### Short problem:
Locate every line in the material below that has the word "this". Copy each of those lines.

### Supplied material:
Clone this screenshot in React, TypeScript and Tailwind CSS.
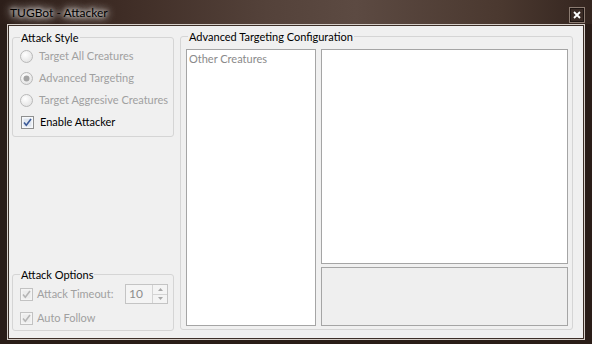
import React from "react"

const font = "font-['Lato','Noto_Sans',sans-serif]"

function Radio({ checked }: { checked?: boolean }) {
    return (
        <svg width="13" height="13" viewBox="0 0 13 13" className="shrink-0">
            <defs>
                <radialGradient id="rg" cx="40%" cy="35%" r="70%">
                    <stop offset="0%" stopColor="#ffffff" />
                    <stop offset="100%" stopColor="#e2e2e2" />
                </radialGradient>
            </defs>
            <circle cx="6.5" cy="6.5" r="6" fill="url(#rg)" stroke="#b9b9b9" />
            {checked && <circle cx="6.5" cy="6.5" r="3" fill="#a3a3a3" />}
        </svg>
    )
}

function Check({ disabled }: { disabled?: boolean }) {
    return (
        <svg width="13" height="13" viewBox="0 0 13 13" className="shrink-0">
            <rect x="0.5" y="0.5" width="12" height="12" fill={disabled ? "#f4f4f4" : "#f6f8fb"} stroke={disabled ? "#c2c2c2" : "#8e8f8f"} />
            <rect x="2.5" y="2.5" width="8" height="8" fill={disabled ? "#ececec" : "#dfe6ef"} stroke="none" />
            <path
                d="M3 6.5 L5.3 9.2 L10 3"
                fill="none"
                stroke={disabled ? "#b5b5b5" : "#3c5a98"}
                strokeWidth="1.6"
            />
        </svg>
    )
}

function Spinner() {
    return (
        <div className="ml-auto flex h-[20px] w-[43px] shrink-0 border border-[#c4c4c4] bg-[#f4f4f4]">
            <span className="flex-1 pl-[3px] text-[12px] leading-[18px] text-[#8d8d8d]">10</span>
            <div className="flex w-[15px] flex-col border-l border-[#d4d4d4]">
                <div className="flex flex-1 items-center justify-center border-b border-[#d4d4d4]">
                    <svg width="5" height="3" viewBox="0 0 5 3"><path d="M0 3 L2.5 0 L5 3Z" fill="#a8a8a8" /></svg>
                </div>
                <div className="flex flex-1 items-center justify-center">
                    <svg width="5" height="3" viewBox="0 0 5 3"><path d="M0 0 L2.5 3 L5 0Z" fill="#a8a8a8" /></svg>
                </div>
            </div>
        </div>
    )
}

export default function App() {
    return (
        <div className={`flex h-[344px] w-[592px] flex-col overflow-hidden whitespace-nowrap bg-[#2a1d18] text-[11px] ${font}`}>
            {/* title bar */}
            <div className="flex h-[24px] shrink-0 items-start bg-[linear-gradient(90deg,#2c1e19_0%,#3e2c25_20%,#54423a_45%,#5c4a42_60%,#4a382f_85%,#34251f_100%)]">
                <span className="ml-[10px] mt-[5px] leading-[16px] text-[12px] text-black [text-shadow:0_0_4px_#fff,0_0_8px_#fff,0_0_12px_#e8e0dc]">
                    TUGBot - Attacker
                </span>
                <div className="ml-auto mr-[7px] mt-[7px] flex h-[16px] w-[16px] items-center justify-center border border-[#8c7c72] bg-[#3a2b25] shadow-[inset_0_0_0_1px_#1e1512]">
                    <svg width="8" height="8" viewBox="0 0 8 8">
                        <path d="M1 1 L7 7 M7 1 L1 7" stroke="#ffffff" strokeWidth="1.8" />
                    </svg>
                </div>
            </div>

            {/* window frame */}
            <div className="ml-[7px] h-[316px] w-[578px] border border-[#d6cfc9]">
                <div className="flex h-full border border-[#3d2f28] bg-[#f0f0f0] pl-[3px] text-black">
                    {/* left column */}
                    <div className="mt-[4px] flex h-[301px] w-[162px] shrink-0 flex-col justify-between">
                        <fieldset className="h-[107px] min-w-0 rounded-[3px] border border-[#d5d5d5] pl-[7px]">
                            <legend className="px-[1px] leading-[15px]">Attack Style</legend>
                            <div className="flex h-[22px] items-center gap-[6px] text-[#a0a0a0]">
                                <Radio />
                                <span>Target All Creatures</span>
                            </div>
                            <div className="flex h-[22px] items-center gap-[6px] text-[#a0a0a0]">
                                <Radio checked />
                                <span>Advanced Targeting</span>
                            </div>
                            <div className="flex h-[22px] items-center gap-[6px] text-[#a0a0a0]">
                                <Radio />
                                <span>Target Aggresive Creatures</span>
                            </div>
                            <div className="flex h-[22px] items-center gap-[6px] pl-[1px]">
                                <Check />
                                <span>Enable Attacker</span>
                            </div>
                        </fieldset>

                        <fieldset className="h-[64px] min-w-0 rounded-[3px] border border-[#d5d5d5] pl-[7px] pr-[5px]">
                            <legend className="px-[1px] leading-[15px]">Attack Options</legend>
                            <div className="flex h-[24px] items-center gap-[4px] text-[#a0a0a0]">
                                <Check disabled />
                                <span>Attack Timeout:</span>
                                <Spinner />
                            </div>
                            <div className="flex h-[24px] items-center gap-[4px] text-[#a0a0a0]">
                                <Check disabled />
                                <span>Auto Follow</span>
                            </div>
                        </fieldset>
                    </div>

                    {/* right group */}
                    <fieldset className="ml-[6px] mt-[3px] h-[301px] w-[393px] min-w-0 rounded-[3px] border border-[#d5d5d5] pl-[5px] pr-[4px] pt-[5px]">
                        <legend className="ml-[2px] px-[1px] leading-[15px]">Advanced Targeting Configuration</legend>
                        <div className="flex h-[277px] gap-[5px]">
                            <div className="w-[130px] border border-[#a5a5a5] bg-white pl-[2px] leading-[17px] text-[#8a8a8a]">
                                Other Creatures
                            </div>
                            <div className="flex w-[247px] flex-col gap-[3px]">
                                <div className="h-[215px] border border-[#a5a5a5] bg-white" />
                                <div className="h-[59px] border border-[#a5a5a5] bg-[#efefef]" />
                            </div>
                        </div>
                    </fieldset>
                </div>
            </div>
        </div>
    )
}
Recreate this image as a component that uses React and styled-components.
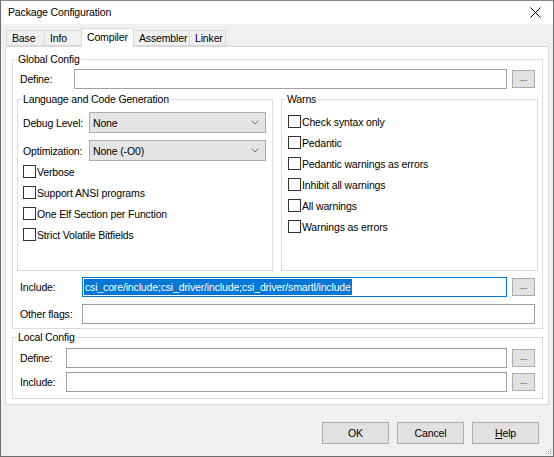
import React from "react";
import styled, { createGlobalStyle } from "styled-components";

const GlobalStyle = createGlobalStyle`
    html, body {
        margin: 0;
        padding: 0;
        background: #fff;
    }
    body {
        font-family: "Liberation Sans", Arial, sans-serif;
        font-size: 10.5px;
        letter-spacing: -0.15px;
        color: #000;
    }
    * {
        box-sizing: border-box;
    }
`;

const tabs = [
    { label: "Base", w: 39 },
    { label: "Info", w: 38 },
    { label: "Compiler", w: 53 },
    { label: "Assembler", w: 57 },
    { label: "Linker", w: 37 },
];
const langChecks = [
    "Verbose",
    "Support ANSI programs",
    "One Elf Section per Function",
    "Strict Volatile Bitfields",
];
const warnChecks = [
    "Check syntax only",
    "Pedantic",
    "Pedantic warnings as errors",
    "Inhibit all warnings",
    "All warnings",
    "Warnings as errors",
];

const Chevron = () => (
    <svg width="8" height="5" viewBox="0 0 8 5">
        <path d="M0.5 0.5 L4 4 L7.5 0.5" fill="none" stroke="#707070" strokeWidth="1" />
    </svg>
);

const CloseIcon = () => (
    <svg width="11" height="11" viewBox="0 0 11 11">
        <path d="M0.5 0.5 L10.5 10.5 M10.5 0.5 L0.5 10.5" stroke="#000" strokeWidth="1" />
    </svg>
);

const Grip = () => (
    <svg width="8" height="8" viewBox="0 0 8 8">
        <rect x="6" y="2" width="1" height="1" fill="#a0a0a0" />
        <rect x="4" y="4" width="1" height="1" fill="#a0a0a0" />
        <rect x="6" y="4" width="1" height="1" fill="#a0a0a0" />
        <rect x="2" y="6" width="1" height="1" fill="#a0a0a0" />
        <rect x="4" y="6" width="1" height="1" fill="#a0a0a0" />
        <rect x="6" y="6" width="1" height="1" fill="#a0a0a0" />
    </svg>
);

const Check = ({ label }) => (
    <CheckRow>
        <Box />
        <span>{label}</span>
    </CheckRow>
);

const App = () => {
    return (
        <>
            <GlobalStyle />
            <Window>
                <TitleBar>
                    <span>Package Configuration</span>
                    <CloseBtn>
                        <CloseIcon />
                    </CloseBtn>
                </TitleBar>
                <Body>
                    <TabStrip>
                        {tabs.map((t) => (
                            <Tab key={t.label} $w={t.w} $active={t.label === "Compiler"}>
                                {t.label}
                            </Tab>
                        ))}
                    </TabStrip>
                    <Panel>
                        <Group $mt={5}>
                            <Legend>Global Config</Legend>
                            <GroupBody $pt={3} $pb={4} $pl={4} $pr={4}>
                                <FieldRow>
                                    <Label $w={54}>Define:</Label>
                                    <TextBox />
                                    <DotsButton>...</DotsButton>
                                </FieldRow>
                                <Columns>
                                    <Group $h={179}>
                                        <Legend>Language and Code Generation</Legend>
                                        <GroupBody $pt={6} $pl={5} $pr={6}>
                                            <SelectRow>
                                                <Label $w={66}>Debug Level:</Label>
                                                <Select>
                                                    <span>None</span>
                                                    <Chevron />
                                                </Select>
                                            </SelectRow>
                                            <SelectRow $mt={7}>
                                                <Label $w={66}>Optimization:</Label>
                                                <Select>
                                                    <span>None (-O0)</span>
                                                    <Chevron />
                                                </Select>
                                            </SelectRow>
                                            {langChecks.map((c) => (
                                                <Check key={c} label={c} />
                                            ))}
                                        </GroupBody>
                                    </Group>
                                    <Group $h={179}>
                                        <Legend>Warns</Legend>
                                        <GroupBody $pt={5} $pl={6} $pr={6}>
                                            {warnChecks.map((c) => (
                                                <Check key={c} label={c} />
                                            ))}
                                        </GroupBody>
                                    </Group>
                                </Columns>
                                <FieldRow $mt={6}>
                                    <Label $w={62}>Include:</Label>
                                    <TextBox $focused>
                                        <Selected>
                                            csi_core/include;csi_driver/include;csi_driver/smartl/include
                                        </Selected>
                                    </TextBox>
                                    <DotsButton>...</DotsButton>
                                </FieldRow>
                                <FieldRow $mt={7}>
                                    <Label $w={62}>Other flags:</Label>
                                    <TextBox />
                                </FieldRow>
                            </GroupBody>
                        </Group>
                        <Group $mt={1}>
                            <Legend>Local Config</Legend>
                            <GroupBody $pt={4} $pb={6} $pl={4} $pr={4}>
                                <FieldRow>
                                    <Label $w={46}>Define:</Label>
                                    <TextBox />
                                    <DotsButton>...</DotsButton>
                                </FieldRow>
                                <FieldRow $mt={4}>
                                    <Label $w={46}>Include:</Label>
                                    <TextBox />
                                    <DotsButton>...</DotsButton>
                                </FieldRow>
                            </GroupBody>
                        </Group>
                    </Panel>
                    <Footer>
                        <Button>OK</Button>
                        <Button>Cancel</Button>
                        <Button>
                            <u>H</u>elp
                        </Button>
                    </Footer>
                    <GripCorner>
                        <Grip />
                    </GripCorner>
                </Body>
            </Window>
        </>
    );
};

export default App;

const Window = styled.div`
    position: relative;
    width: 554px;
    height: 457px;
    display: flex;
    flex-direction: column;
    border: 1px solid #6d6d6d;
    border-top-color: #8a8a8a;
    background: #f0f0f0;
`;

const TitleBar = styled.div`
    height: 23px;
    flex: none;
    background: #fff;
    display: flex;
    align-items: center;
    justify-content: space-between;
    padding: 0 7px 1px 7px;
`;

const CloseBtn = styled.div`
    width: 11px;
    height: 11px;
    display: flex;
    margin-right: 5px;
`;

const Body = styled.div`
    flex: 1;
    display: flex;
    flex-direction: column;
    padding: 4px 4px 0;
`;

const TabStrip = styled.div`
    display: flex;
    align-items: flex-end;
    height: 18px;
    padding-left: 1px;
`;

const Tab = styled.div`
    position: relative;
    z-index: ${(p) => (p.$active ? 1 : 0)};
    width: ${(p) => p.$w}px;
    height: ${(p) => (p.$active ? 19 : 16)}px;
    margin-bottom: ${(p) => (p.$active ? -1 : 0)}px;
    margin-left: -1px;
    padding: ${(p) => (p.$active ? 2 : 0)}px 0 0 5px;
    display: flex;
    align-items: ${(p) => (p.$active ? "flex-start" : "center")};
    border: 1px solid #d9d9d9;
    border-bottom: ${(p) => (p.$active ? "none" : "1px solid #d9d9d9")};
    background: ${(p) => (p.$active ? "#fff" : "#f0f0f0")};
    line-height: 13px;
    white-space: nowrap;
    &:first-child {
        margin-left: 0;
    }
`;

const Panel = styled.div`
    height: 359px;
    background: #fff;
    border: 1px solid #d9d9d9;
    padding: 0 5px 0 6px;
    display: flex;
    flex-direction: column;
`;

const Group = styled.fieldset`
    margin: ${(p) => p.$mt || 0}px 0 0 0;
    padding: 0;
    border: 1px solid #dcdcdc;
    min-width: 0;
    height: ${(p) => (p.$h ? `${p.$h}px` : "auto")};
`;

const Legend = styled.legend`
    margin-left: 4px;
    padding: 0 1px;
    line-height: 14px;
    height: 14px;
`;

const GroupBody = styled.div`
    display: flex;
    flex-direction: column;
    padding: ${(p) => p.$pt || 0}px ${(p) => p.$pr || 0}px
        ${(p) => p.$pb || 0}px ${(p) => p.$pl || 0}px;
`;

const FieldRow = styled.div`
    display: flex;
    align-items: center;
    height: 20px;
    margin-top: ${(p) => p.$mt || 0}px;
    padding: 0 3px;
`;

const Label = styled.span`
    flex: none;
    width: ${(p) => p.$w}px;
    white-space: nowrap;
    line-height: 14px;
`;

const TextBox = styled.div`
    flex: 1;
    min-width: 0;
    height: 20px;
    border: 1px solid ${(p) => (p.$focused ? "#0078d7" : "#a0a0a0")};
    background: #fff;
    display: flex;
    align-items: center;
    padding-left: 1px;
    overflow: hidden;
    white-space: nowrap;
`;

const Selected = styled.span`
    background: #0078d7;
    color: #fff;
    line-height: 16px;
    padding: 0 1px;
`;

const DotsButton = styled.div`
    flex: none;
    width: 23px;
    height: 18px;
    margin-left: 5px;
    border: 1px solid #adadad;
    background: #e1e1e1;
    display: flex;
    align-items: center;
    justify-content: center;
    font-size: 9px;
    line-height: 9px;
    padding-bottom: 2px;
    color: #222;
`;

const Columns = styled.div`
    display: grid;
    grid-template-columns: 256px 257px;
    gap: 8px;
    margin-top: 3px;
`;

const SelectRow = styled.div`
    display: flex;
    align-items: center;
    margin-top: ${(p) => p.$mt || 0}px;
`;

const Select = styled.div`
    flex: 1;
    height: 21px;
    border: 1px solid #acacac;
    background: #e5e5e5;
    display: flex;
    align-items: center;
    justify-content: space-between;
    padding: 0 6px 0 3px;
`;

const CheckRow = styled.div`
    height: 21px;
    display: flex;
    align-items: center;
    gap: 1px;
    white-space: nowrap;
`;

const Box = styled.span`
    width: 13px;
    height: 13px;
    border: 1px solid #333;
    background: #fff;
    flex: none;
`;

const Footer = styled.div`
    display: flex;
    justify-content: flex-end;
    gap: 8px;
    margin-top: 17px;
    padding-right: 10px;
`;

const Button = styled.div`
    width: 67px;
    height: 22px;
    border: 1px solid #adadad;
    background: #e1e1e1;
    display: flex;
    align-items: center;
    justify-content: center;
`;

const GripCorner = styled.div`
    position: absolute;
    right: 1px;
    bottom: 1px;
    display: flex;
`;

### Output of the task:
Clone this screenshot in React, TypeScript and Tailwind CSS.
Recreate this image as a component that uses React and styled-components.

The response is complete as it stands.